Collected material:

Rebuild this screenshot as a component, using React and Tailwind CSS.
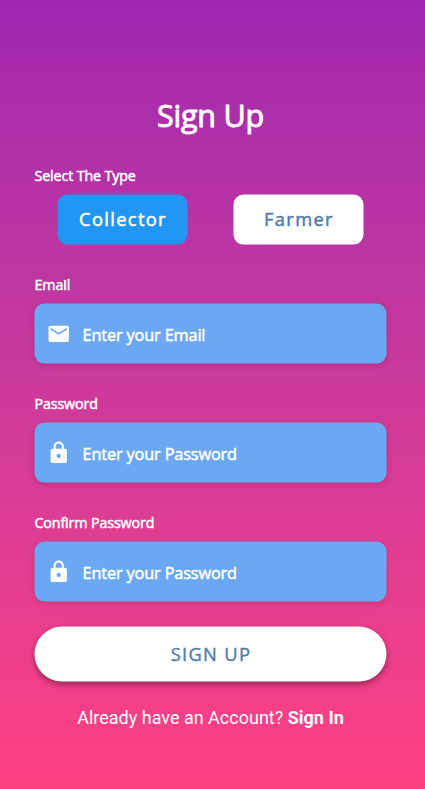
import { MdEmail, MdLock } from "react-icons/md";

const boldStroke = "[-webkit-text-stroke:0.5px_currentColor]";

function Label({ children }) {
  return (
    <div className={`h-5 text-[14.3px] leading-5 tracking-[-0.14px] whitespace-nowrap ${boldStroke}`}>
      {children}
    </div>
  );
}

function Field({ label, hint, icon: Icon }) {
  return (
    <div className="mb-[30px]">
      <Label>{label}</Label>
      <div className="mt-[9px] flex h-[60px] transform-[translate(-0.5px,-0.4px)] items-center rounded-[10px] bg-[#6CA8F1] pl-[12.5px] shadow-[0_2px_6px_rgba(0,0,0,0.12)]">
        <Icon className="size-[24.5px] shrink-0" />
        <span className="ml-[11.5px] pt-[1.4px] text-[16.3px] leading-6 tracking-[-0.14px] whitespace-nowrap [-webkit-text-stroke:0.5px_currentColor]">
          {hint}
        </span>
      </div>
    </div>
  );
}

export default function App() {
  return (
    <main className="h-[789px] w-[425px] overflow-hidden bg-linear-to-b from-[#9F27AF] to-[#FF4081] pr-[38.5px] pl-[34.5px] font-['Open_Sans',sans-serif] text-white">
      <h1 className="mt-[95px] h-10 text-center text-[30.5px] leading-10 font-normal tracking-[-0.25px] whitespace-nowrap [-webkit-text-stroke:0.9px_currentColor]">
        Sign Up
      </h1>
      <div className="mt-[31px]">
        <Label>Select The Type</Label>
      </div>
      <div className="mt-[9px] flex transform-[translate(-0.5px,-0.4px)] gap-[46px] pl-[23px]">
        <button className={`h-[50px] w-[130px] rounded-[10px] bg-[#2196F3] pb-[2px] pl-0.5 text-[18.3px] tracking-[1.35px] ${boldStroke}`}>
          Collector
        </button>
        <button className={`h-[50px] w-[130px] rounded-[10px] bg-white pb-[2px] pl-0.5 text-[18.3px] tracking-[1.35px] text-[#527DAA] ${boldStroke}`}>
          Farmer
        </button>
      </div>
      <div className="mt-[30px]">
        <Field label="Email" hint="Enter your Email" icon={MdEmail} />
        <Field label="Password" hint="Enter your Password" icon={MdLock} />
        <Field label="Confirm Password" hint="Enter your Password" icon={MdLock} />
      </div>
      <button className="-mt-[5px] block h-[55px] w-full transform-[translate(-0.5px,-0.4px)] rounded-full bg-white pb-[2px] pl-0.5 text-[18.3px] tracking-[1.35px] text-[#527DAA] shadow-[0_3px_6px_rgba(0,0,0,0.38)] [-webkit-text-stroke:0.4px_currentColor]">
        SIGN UP
      </button>
      <p className="mt-[24px] text-center font-['Roboto',sans-serif] text-[18px] leading-6 whitespace-nowrap">
        Already have an Account? <span className="font-bold">Sign In</span>
      </p>
    </main>
  );
}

Exercise details: Drop the images and repeat the data exactly.

Answer in full:
Rebuild this screenshot as a component, using React and Tailwind CSS.
import { MdEmail, MdLock } from "react-icons/md";

const boldStroke = "[-webkit-text-stroke:0.5px_currentColor]";

function Label({ children }) {
  return (
    <div className={`h-5 text-[14.3px] leading-5 tracking-[-0.14px] whitespace-nowrap ${boldStroke}`}>
      {children}
    </div>
  );
}

function Field({ label, hint, icon: Icon }) {
  return (
    <div className="mb-[30px]">
      <Label>{label}</Label>
      <div className="mt-[9px] flex h-[60px] transform-[translate(-0.5px,-0.4px)] items-center rounded-[10px] bg-[#6CA8F1] pl-[12.5px] shadow-[0_2px_6px_rgba(0,0,0,0.12)]">
        <Icon className="size-[24.5px] shrink-0" />
        <span className="ml-[11.5px] pt-[1.4px] text-[16.3px] leading-6 tracking-[-0.14px] whitespace-nowrap [-webkit-text-stroke:0.5px_currentColor]">
          {hint}
        </span>
      </div>
    </div>
  );
}

export default function App() {
  return (
    <main className="h-[789px] w-[425px] overflow-hidden bg-linear-to-b from-[#9F27AF] to-[#FF4081] pr-[38.5px] pl-[34.5px] font-['Open_Sans',sans-serif] text-white">
      <h1 className="mt-[95px] h-10 text-center text-[30.5px] leading-10 font-normal tracking-[-0.25px] whitespace-nowrap [-webkit-text-stroke:0.9px_currentColor]">
        Sign Up
      </h1>
      <div className="mt-[31px]">
        <Label>Select The Type</Label>
      </div>
      <div className="mt-[9px] flex transform-[translate(-0.5px,-0.4px)] gap-[46px] pl-[23px]">
        <button className={`h-[50px] w-[130px] rounded-[10px] bg-[#2196F3] pb-[2px] pl-0.5 text-[18.3px] tracking-[1.35px] ${boldStroke}`}>
          Collector
        </button>
        <button className={`h-[50px] w-[130px] rounded-[10px] bg-white pb-[2px] pl-0.5 text-[18.3px] tracking-[1.35px] text-[#527DAA] ${boldStroke}`}>
          Farmer
        </button>
      </div>
      <div className="mt-[30px]">
        <Field label="Email" hint="Enter your Email" icon={MdEmail} />
        <Field label="Password" hint="Enter your Password" icon={MdLock} />
        <Field label="Confirm Password" hint="Enter your Password" icon={MdLock} />
      </div>
      <button className="-mt-[5px] block h-[55px] w-full transform-[translate(-0.5px,-0.4px)] rounded-full bg-white pb-[2px] pl-0.5 text-[18.3px] tracking-[1.35px] text-[#527DAA] shadow-[0_3px_6px_rgba(0,0,0,0.38)] [-webkit-text-stroke:0.4px_currentColor]">
        SIGN UP
      </button>
      <p className="mt-[24px] text-center font-['Roboto',sans-serif] text-[18px] leading-6 whitespace-nowrap">
        Already have an Account? <span className="font-bold">Sign In</span>
      </p>
    </main>
  );
}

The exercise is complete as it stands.